::: Supplied records :::
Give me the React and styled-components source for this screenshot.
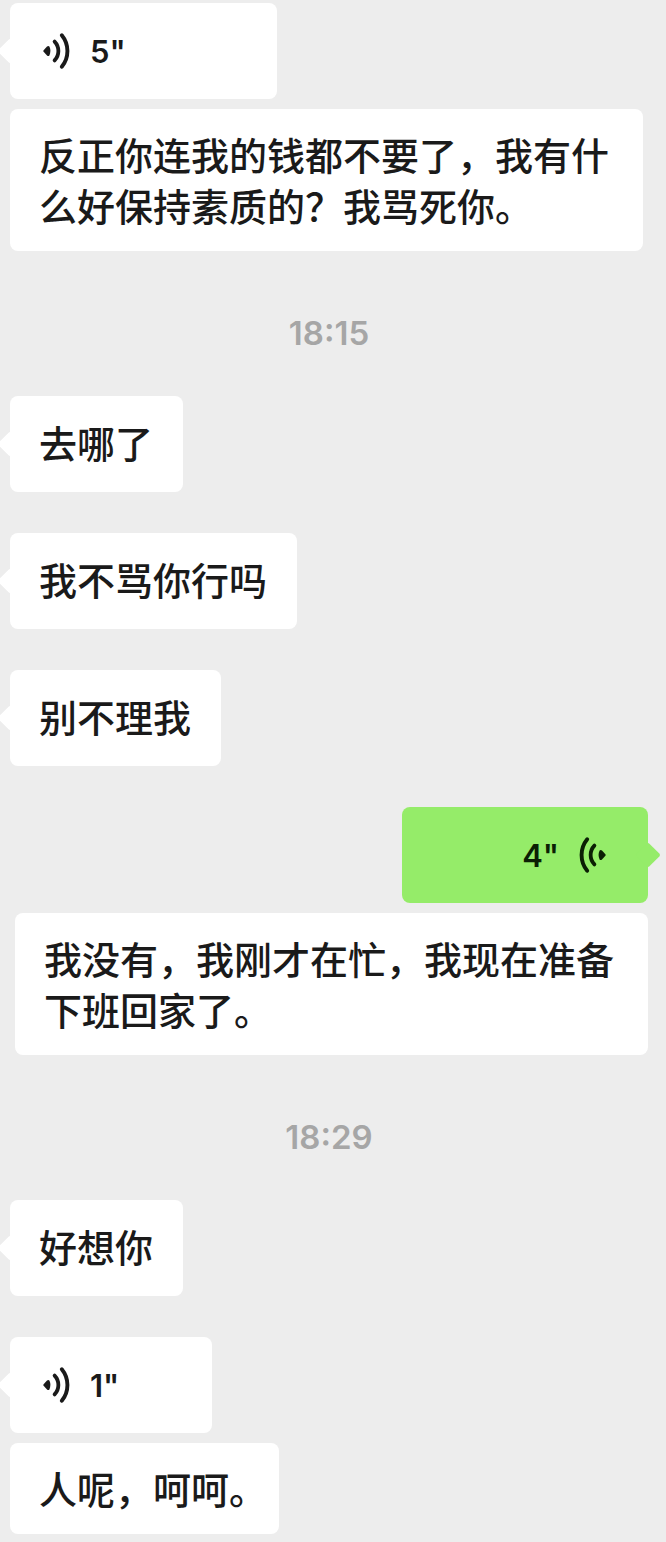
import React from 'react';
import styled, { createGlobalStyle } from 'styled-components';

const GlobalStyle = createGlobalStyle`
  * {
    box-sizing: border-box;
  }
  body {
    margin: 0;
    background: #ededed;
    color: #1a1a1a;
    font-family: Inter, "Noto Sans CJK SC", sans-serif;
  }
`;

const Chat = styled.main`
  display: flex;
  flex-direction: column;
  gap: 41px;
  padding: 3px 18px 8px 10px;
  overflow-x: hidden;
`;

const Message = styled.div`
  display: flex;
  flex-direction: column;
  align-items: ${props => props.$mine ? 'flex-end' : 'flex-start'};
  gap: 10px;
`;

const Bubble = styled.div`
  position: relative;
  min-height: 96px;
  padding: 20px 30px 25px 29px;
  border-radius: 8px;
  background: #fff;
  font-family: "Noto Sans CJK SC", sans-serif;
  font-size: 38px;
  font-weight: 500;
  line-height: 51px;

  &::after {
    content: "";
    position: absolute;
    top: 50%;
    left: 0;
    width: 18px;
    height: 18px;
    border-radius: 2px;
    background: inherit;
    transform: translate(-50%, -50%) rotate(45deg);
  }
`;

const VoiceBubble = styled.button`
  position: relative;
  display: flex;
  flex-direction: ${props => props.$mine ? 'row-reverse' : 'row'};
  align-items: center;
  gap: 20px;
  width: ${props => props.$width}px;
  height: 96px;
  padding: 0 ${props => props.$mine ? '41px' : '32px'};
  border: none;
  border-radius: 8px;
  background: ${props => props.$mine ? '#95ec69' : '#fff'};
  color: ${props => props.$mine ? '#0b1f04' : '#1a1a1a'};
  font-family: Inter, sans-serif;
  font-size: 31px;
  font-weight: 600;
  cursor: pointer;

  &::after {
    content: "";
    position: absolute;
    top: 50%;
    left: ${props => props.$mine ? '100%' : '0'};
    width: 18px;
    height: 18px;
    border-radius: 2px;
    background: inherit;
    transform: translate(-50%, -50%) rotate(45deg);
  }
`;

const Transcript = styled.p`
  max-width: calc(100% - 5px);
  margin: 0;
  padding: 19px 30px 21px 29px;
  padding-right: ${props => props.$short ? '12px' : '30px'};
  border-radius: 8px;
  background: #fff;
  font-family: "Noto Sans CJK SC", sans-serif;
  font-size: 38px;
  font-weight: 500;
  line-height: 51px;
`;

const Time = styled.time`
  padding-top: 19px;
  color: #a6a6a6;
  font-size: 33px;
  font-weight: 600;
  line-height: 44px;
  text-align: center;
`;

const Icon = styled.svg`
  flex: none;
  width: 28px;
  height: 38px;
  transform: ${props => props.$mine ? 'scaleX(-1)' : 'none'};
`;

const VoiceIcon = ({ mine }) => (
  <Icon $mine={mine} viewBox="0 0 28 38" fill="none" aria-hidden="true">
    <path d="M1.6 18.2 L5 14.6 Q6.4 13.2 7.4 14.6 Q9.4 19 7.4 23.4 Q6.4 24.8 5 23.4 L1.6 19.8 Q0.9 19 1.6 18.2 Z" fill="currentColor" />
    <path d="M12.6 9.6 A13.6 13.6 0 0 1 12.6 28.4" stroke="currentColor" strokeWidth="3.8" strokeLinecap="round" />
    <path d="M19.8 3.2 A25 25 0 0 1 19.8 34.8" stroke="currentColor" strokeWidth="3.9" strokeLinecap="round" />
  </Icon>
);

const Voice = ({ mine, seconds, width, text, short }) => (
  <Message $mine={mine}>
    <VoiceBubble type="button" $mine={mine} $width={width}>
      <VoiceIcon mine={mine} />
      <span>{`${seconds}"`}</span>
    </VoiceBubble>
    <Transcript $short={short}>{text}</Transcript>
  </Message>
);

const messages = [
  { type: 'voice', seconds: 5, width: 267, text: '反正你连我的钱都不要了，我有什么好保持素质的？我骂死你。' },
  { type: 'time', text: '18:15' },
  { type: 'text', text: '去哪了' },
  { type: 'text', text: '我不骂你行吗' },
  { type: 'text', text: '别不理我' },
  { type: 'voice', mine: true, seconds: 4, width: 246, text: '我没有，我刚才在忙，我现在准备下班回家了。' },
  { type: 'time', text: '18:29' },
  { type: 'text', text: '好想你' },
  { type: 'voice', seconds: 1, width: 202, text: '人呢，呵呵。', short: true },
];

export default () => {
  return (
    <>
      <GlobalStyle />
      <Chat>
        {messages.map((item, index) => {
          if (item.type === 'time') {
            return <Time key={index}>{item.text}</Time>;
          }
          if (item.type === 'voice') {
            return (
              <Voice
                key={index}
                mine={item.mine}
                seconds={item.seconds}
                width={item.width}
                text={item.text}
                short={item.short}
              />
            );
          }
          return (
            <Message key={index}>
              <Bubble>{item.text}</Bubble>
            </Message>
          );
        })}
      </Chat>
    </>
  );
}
:::
::: Supplied records :::
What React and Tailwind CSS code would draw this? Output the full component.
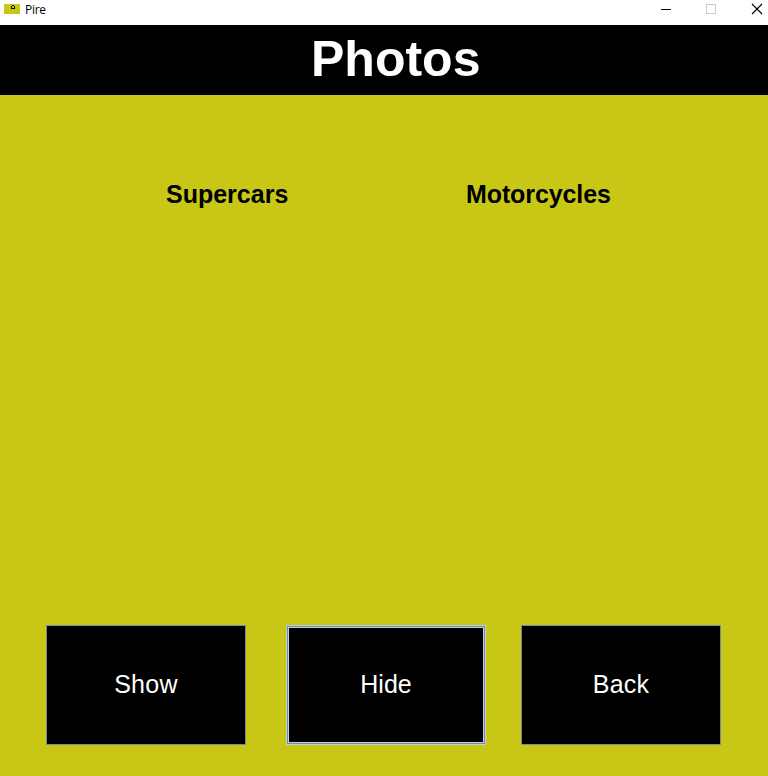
:::
Written request:
From the entries above, pull out each line that includes "components".

In response:
Give me the React and styled-components source for this screenshot.
import styled, { createGlobalStyle } from 'styled-components';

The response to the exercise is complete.